*Instruction*
From the entries below, gather each line containing the word "Tailwind".

* Start Dataset excerpts *

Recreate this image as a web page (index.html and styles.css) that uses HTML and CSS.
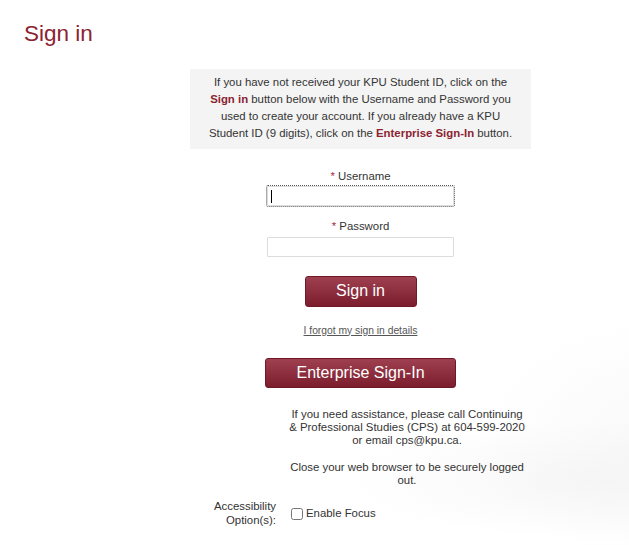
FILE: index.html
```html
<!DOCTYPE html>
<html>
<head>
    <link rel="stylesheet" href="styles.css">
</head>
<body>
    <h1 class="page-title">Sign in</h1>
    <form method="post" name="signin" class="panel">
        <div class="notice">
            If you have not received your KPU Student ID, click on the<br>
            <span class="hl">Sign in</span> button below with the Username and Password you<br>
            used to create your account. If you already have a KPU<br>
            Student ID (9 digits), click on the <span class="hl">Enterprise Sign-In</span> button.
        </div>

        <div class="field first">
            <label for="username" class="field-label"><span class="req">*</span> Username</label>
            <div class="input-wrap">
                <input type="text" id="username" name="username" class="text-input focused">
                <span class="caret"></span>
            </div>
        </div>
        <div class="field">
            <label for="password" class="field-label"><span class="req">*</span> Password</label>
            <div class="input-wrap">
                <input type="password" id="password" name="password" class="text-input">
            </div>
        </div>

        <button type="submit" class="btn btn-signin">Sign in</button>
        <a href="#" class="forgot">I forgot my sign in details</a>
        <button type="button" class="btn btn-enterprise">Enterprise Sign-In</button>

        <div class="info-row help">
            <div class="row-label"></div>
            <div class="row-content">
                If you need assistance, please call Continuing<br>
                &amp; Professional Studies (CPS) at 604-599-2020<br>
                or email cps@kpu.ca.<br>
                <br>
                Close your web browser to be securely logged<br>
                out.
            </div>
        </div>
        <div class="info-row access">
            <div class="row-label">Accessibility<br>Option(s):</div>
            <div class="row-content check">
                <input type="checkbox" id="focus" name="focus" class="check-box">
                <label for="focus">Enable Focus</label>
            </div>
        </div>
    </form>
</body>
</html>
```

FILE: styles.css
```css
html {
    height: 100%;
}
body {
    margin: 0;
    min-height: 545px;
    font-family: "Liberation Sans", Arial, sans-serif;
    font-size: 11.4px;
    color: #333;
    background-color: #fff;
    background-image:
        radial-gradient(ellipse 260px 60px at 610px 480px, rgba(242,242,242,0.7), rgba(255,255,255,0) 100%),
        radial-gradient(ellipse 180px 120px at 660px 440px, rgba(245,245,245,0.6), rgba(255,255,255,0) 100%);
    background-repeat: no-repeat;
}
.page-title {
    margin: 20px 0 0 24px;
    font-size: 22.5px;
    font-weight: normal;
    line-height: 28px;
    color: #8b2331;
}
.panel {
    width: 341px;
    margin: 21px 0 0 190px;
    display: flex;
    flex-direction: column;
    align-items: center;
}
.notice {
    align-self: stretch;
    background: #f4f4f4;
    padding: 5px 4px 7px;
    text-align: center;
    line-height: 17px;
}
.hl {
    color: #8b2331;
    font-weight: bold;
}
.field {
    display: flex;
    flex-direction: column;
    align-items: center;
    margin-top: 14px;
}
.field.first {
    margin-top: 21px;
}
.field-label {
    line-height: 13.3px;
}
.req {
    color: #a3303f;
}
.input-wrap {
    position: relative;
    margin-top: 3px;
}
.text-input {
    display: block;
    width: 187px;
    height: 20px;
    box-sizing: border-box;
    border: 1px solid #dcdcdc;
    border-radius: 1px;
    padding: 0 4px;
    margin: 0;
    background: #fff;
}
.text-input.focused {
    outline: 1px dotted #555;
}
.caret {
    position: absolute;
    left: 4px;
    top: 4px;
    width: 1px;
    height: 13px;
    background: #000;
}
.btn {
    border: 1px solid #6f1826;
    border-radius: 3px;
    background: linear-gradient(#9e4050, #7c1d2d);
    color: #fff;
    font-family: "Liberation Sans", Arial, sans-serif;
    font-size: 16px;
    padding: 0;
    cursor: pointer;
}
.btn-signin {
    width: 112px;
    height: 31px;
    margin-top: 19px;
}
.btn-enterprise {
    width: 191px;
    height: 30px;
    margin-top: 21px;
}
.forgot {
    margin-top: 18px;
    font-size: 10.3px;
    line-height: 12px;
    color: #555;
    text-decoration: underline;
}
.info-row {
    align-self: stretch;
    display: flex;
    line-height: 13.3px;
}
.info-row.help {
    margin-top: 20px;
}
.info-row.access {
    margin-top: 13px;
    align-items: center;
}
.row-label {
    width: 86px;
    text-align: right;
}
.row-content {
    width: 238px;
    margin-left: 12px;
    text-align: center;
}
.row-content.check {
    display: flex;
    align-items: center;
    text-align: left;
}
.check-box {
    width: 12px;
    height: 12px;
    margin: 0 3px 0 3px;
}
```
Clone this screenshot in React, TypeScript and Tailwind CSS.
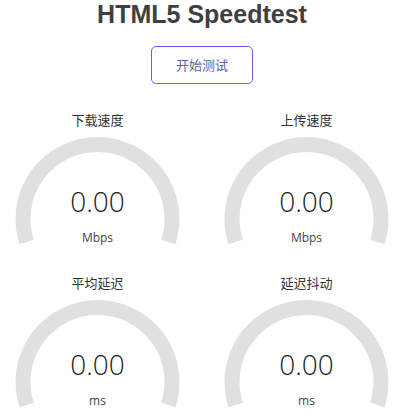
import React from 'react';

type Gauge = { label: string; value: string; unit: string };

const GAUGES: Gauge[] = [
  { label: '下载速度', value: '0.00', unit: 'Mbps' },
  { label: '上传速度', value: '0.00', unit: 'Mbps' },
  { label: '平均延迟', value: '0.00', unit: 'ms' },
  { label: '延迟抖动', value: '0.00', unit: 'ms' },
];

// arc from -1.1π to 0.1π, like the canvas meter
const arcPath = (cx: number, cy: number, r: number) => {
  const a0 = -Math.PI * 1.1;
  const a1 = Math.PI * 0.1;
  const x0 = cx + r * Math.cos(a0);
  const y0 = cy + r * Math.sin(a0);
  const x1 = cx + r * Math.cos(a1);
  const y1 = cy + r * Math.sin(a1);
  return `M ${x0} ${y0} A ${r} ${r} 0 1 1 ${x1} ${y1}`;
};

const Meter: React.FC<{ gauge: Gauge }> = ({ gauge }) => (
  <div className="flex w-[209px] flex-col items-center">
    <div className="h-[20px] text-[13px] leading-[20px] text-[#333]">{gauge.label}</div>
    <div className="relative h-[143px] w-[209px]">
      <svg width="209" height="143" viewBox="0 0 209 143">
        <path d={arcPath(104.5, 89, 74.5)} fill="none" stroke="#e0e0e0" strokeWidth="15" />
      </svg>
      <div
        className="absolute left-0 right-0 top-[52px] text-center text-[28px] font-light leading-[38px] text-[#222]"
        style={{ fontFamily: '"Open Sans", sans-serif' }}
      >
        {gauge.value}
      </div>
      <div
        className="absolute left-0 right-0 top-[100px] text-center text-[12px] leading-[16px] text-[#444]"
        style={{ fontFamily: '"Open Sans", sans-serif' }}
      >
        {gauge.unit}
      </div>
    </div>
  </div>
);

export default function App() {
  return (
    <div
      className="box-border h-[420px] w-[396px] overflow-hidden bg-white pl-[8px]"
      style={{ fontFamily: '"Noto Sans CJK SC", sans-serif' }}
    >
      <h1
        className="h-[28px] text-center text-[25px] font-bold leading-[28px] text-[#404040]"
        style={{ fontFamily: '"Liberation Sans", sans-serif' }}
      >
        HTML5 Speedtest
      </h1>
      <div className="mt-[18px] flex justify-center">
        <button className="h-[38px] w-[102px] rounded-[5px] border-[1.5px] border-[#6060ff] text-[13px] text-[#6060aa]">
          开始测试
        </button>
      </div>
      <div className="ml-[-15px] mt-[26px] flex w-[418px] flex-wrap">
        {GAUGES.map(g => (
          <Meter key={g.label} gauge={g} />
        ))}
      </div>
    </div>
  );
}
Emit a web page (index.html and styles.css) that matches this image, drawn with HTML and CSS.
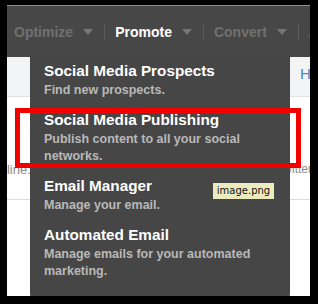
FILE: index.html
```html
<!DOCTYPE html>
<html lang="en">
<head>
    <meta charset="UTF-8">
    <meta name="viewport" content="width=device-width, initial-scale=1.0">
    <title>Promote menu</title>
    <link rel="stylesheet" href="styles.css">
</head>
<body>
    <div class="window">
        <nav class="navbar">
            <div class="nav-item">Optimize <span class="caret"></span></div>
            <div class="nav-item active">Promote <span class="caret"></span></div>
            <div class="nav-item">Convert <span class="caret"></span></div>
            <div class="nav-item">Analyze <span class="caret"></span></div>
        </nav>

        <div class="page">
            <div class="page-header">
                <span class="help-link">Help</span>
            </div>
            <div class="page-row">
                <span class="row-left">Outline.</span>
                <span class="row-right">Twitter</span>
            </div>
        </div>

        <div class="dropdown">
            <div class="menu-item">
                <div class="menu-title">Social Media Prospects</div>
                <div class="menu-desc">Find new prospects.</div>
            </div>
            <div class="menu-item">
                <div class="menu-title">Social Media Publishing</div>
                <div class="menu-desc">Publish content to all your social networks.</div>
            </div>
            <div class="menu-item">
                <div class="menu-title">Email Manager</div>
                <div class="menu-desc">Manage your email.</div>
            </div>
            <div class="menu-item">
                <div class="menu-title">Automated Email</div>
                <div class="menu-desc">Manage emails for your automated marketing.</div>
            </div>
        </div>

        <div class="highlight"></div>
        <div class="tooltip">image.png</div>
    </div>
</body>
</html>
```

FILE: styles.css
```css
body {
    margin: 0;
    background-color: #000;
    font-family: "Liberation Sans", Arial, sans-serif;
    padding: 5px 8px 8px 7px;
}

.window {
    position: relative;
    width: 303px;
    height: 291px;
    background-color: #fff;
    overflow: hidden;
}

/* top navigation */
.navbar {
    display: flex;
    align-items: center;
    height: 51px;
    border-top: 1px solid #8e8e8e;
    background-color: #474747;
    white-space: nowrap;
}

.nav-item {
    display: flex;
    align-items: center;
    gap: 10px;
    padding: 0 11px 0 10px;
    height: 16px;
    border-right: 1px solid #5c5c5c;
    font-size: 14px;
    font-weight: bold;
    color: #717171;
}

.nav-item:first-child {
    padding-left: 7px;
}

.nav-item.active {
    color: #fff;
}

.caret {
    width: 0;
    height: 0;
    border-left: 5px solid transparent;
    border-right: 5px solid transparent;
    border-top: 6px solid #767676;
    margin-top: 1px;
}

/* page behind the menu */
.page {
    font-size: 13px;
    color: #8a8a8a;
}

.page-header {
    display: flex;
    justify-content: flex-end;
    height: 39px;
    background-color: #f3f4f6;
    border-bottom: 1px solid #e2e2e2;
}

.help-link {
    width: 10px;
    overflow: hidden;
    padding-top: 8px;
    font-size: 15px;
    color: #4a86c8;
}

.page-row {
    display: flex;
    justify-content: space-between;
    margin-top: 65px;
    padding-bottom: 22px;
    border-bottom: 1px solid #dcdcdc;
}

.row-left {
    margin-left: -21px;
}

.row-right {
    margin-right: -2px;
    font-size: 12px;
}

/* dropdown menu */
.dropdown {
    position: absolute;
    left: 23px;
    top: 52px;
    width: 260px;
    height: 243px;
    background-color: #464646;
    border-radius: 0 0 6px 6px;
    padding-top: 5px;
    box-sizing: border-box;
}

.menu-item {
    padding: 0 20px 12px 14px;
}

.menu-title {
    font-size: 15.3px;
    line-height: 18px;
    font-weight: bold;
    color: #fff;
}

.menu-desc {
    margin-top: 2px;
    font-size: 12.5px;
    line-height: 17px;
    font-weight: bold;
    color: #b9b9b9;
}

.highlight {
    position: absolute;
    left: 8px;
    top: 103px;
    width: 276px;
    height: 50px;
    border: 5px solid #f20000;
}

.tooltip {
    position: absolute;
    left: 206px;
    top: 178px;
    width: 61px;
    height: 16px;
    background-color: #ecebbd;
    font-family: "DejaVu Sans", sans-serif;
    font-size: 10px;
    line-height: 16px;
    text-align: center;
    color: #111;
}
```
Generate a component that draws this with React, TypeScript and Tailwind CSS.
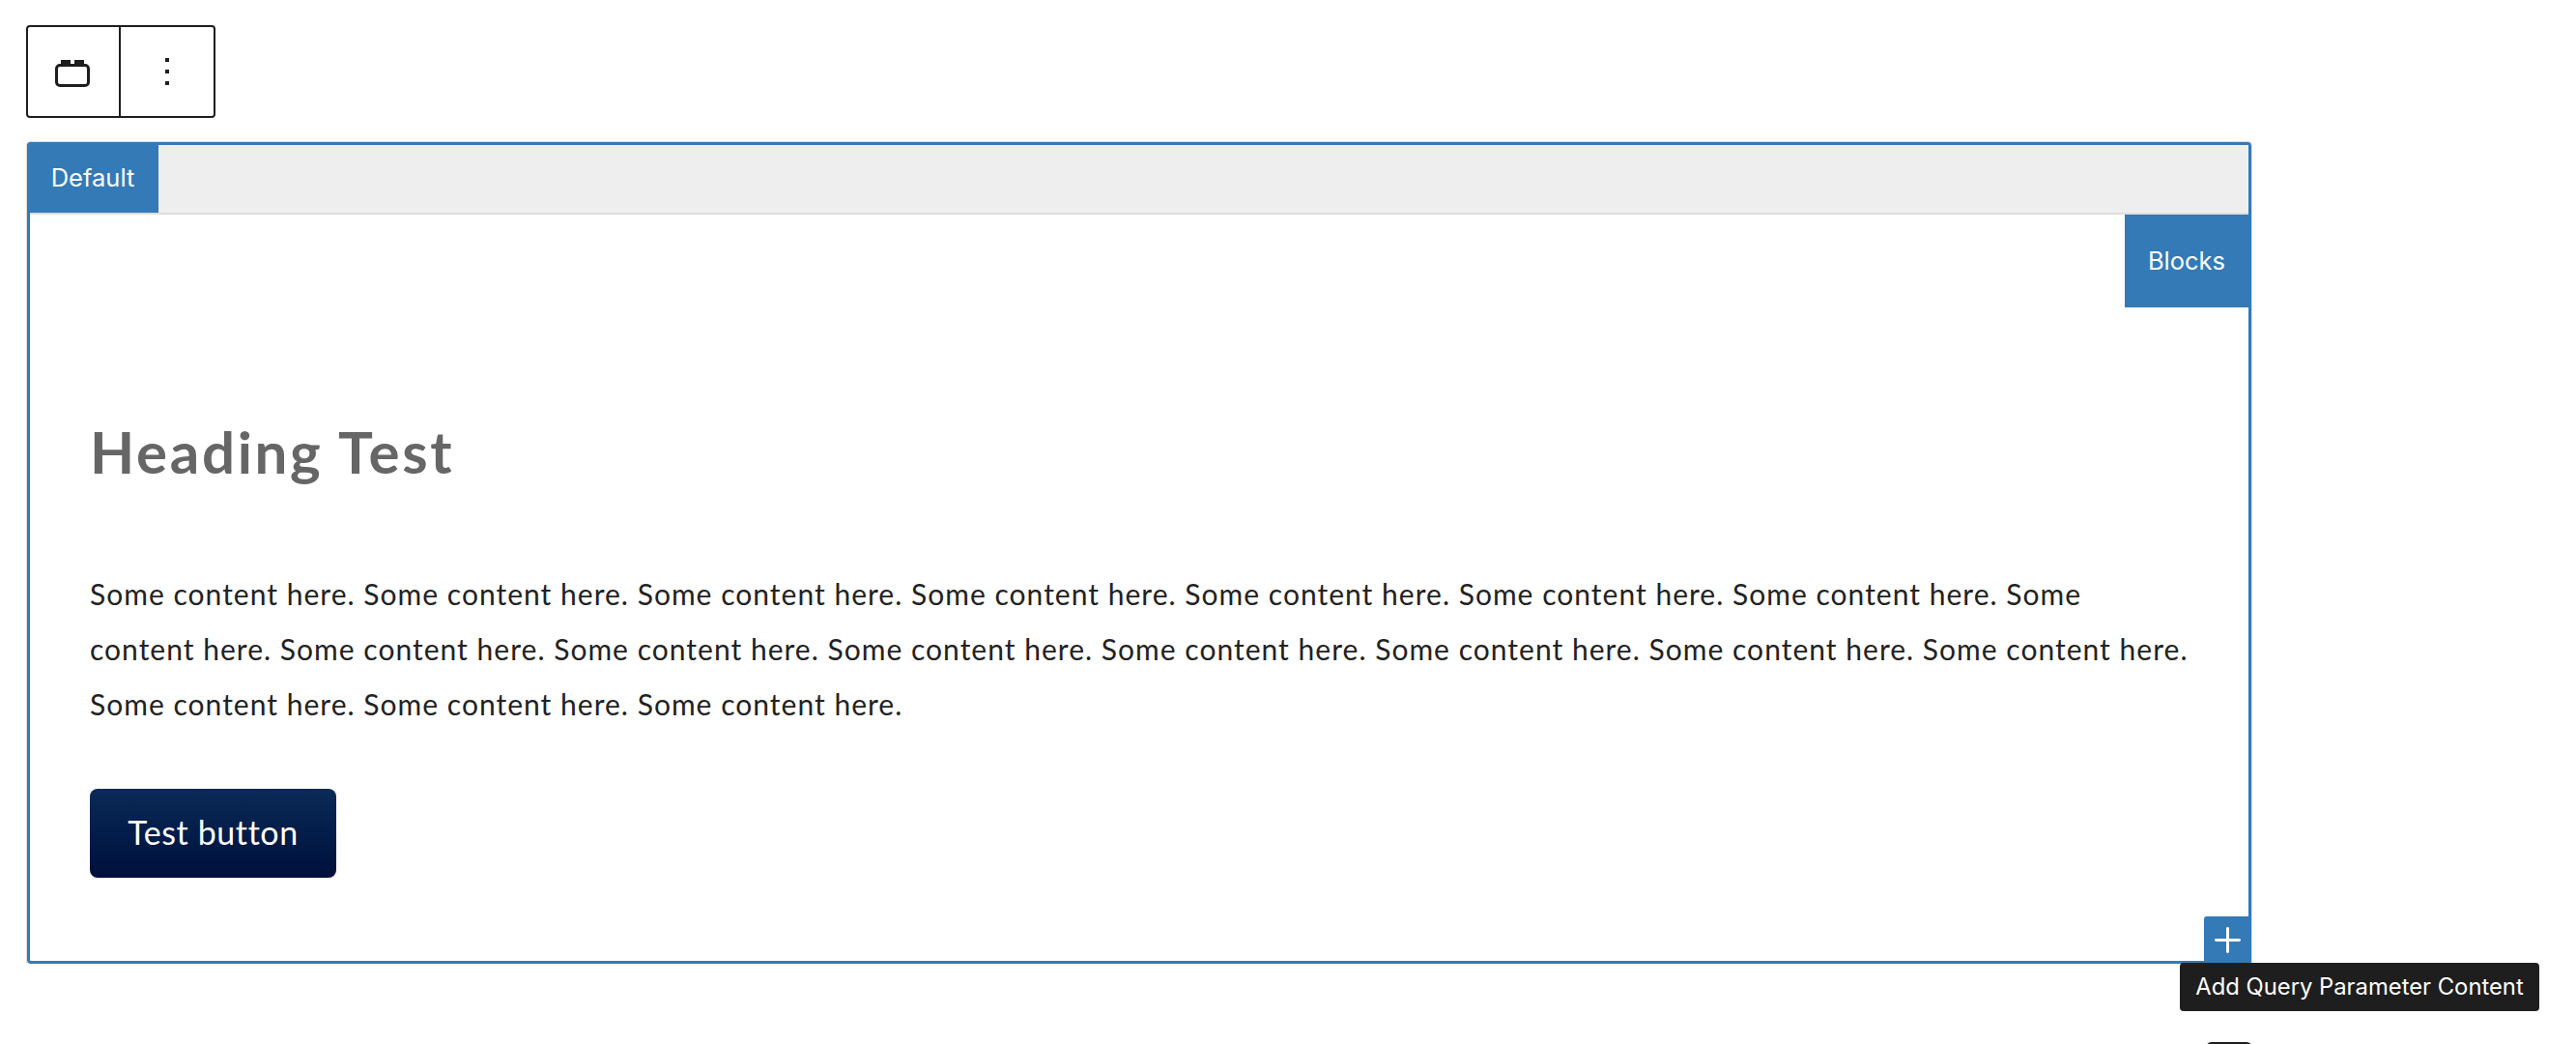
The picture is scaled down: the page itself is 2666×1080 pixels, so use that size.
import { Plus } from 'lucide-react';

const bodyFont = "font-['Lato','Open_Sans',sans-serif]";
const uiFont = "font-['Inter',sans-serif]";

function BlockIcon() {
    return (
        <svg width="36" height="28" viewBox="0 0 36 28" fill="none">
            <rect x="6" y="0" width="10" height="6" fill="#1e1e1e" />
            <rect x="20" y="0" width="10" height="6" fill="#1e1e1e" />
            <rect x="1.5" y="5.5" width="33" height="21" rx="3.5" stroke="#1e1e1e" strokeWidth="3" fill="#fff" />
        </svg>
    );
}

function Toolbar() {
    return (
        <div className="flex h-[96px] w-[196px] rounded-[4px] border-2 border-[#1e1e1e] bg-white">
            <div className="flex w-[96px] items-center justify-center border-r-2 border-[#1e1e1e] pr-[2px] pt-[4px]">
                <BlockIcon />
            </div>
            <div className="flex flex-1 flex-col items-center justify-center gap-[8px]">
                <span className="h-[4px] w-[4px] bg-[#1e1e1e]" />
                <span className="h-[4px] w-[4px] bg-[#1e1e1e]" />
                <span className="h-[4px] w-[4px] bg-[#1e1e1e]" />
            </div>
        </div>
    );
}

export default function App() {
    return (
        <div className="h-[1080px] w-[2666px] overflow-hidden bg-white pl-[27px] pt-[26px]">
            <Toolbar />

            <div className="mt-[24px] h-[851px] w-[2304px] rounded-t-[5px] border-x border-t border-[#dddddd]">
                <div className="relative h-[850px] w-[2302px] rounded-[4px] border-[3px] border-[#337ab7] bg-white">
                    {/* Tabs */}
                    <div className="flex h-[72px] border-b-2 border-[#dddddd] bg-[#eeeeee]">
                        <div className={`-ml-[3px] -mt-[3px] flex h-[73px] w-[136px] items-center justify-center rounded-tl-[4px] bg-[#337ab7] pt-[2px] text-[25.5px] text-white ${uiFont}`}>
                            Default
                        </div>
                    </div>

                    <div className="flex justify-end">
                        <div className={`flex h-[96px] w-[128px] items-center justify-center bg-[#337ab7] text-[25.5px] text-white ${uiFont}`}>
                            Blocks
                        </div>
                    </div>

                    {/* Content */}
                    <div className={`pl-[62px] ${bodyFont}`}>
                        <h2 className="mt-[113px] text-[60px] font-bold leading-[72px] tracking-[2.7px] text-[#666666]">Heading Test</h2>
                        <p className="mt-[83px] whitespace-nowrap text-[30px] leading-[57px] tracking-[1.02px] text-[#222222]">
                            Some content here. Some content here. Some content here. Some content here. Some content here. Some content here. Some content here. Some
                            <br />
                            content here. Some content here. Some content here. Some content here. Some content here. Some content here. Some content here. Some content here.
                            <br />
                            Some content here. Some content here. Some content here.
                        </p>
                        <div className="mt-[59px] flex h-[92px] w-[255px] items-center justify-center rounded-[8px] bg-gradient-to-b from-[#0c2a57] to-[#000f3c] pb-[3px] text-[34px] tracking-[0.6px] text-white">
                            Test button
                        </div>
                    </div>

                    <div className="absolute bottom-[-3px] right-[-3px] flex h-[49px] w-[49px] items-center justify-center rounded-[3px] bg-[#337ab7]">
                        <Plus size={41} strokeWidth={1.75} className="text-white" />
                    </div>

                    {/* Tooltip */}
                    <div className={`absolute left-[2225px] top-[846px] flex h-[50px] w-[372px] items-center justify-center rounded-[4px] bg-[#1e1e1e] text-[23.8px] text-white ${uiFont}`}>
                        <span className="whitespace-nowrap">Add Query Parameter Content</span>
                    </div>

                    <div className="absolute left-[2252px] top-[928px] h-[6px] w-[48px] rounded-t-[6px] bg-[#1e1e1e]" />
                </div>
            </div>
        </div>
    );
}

* End Dataset excerpts *

*Finished task*
Clone this screenshot in React, TypeScript and Tailwind CSS.
Generate a component that draws this with React, TypeScript and Tailwind CSS.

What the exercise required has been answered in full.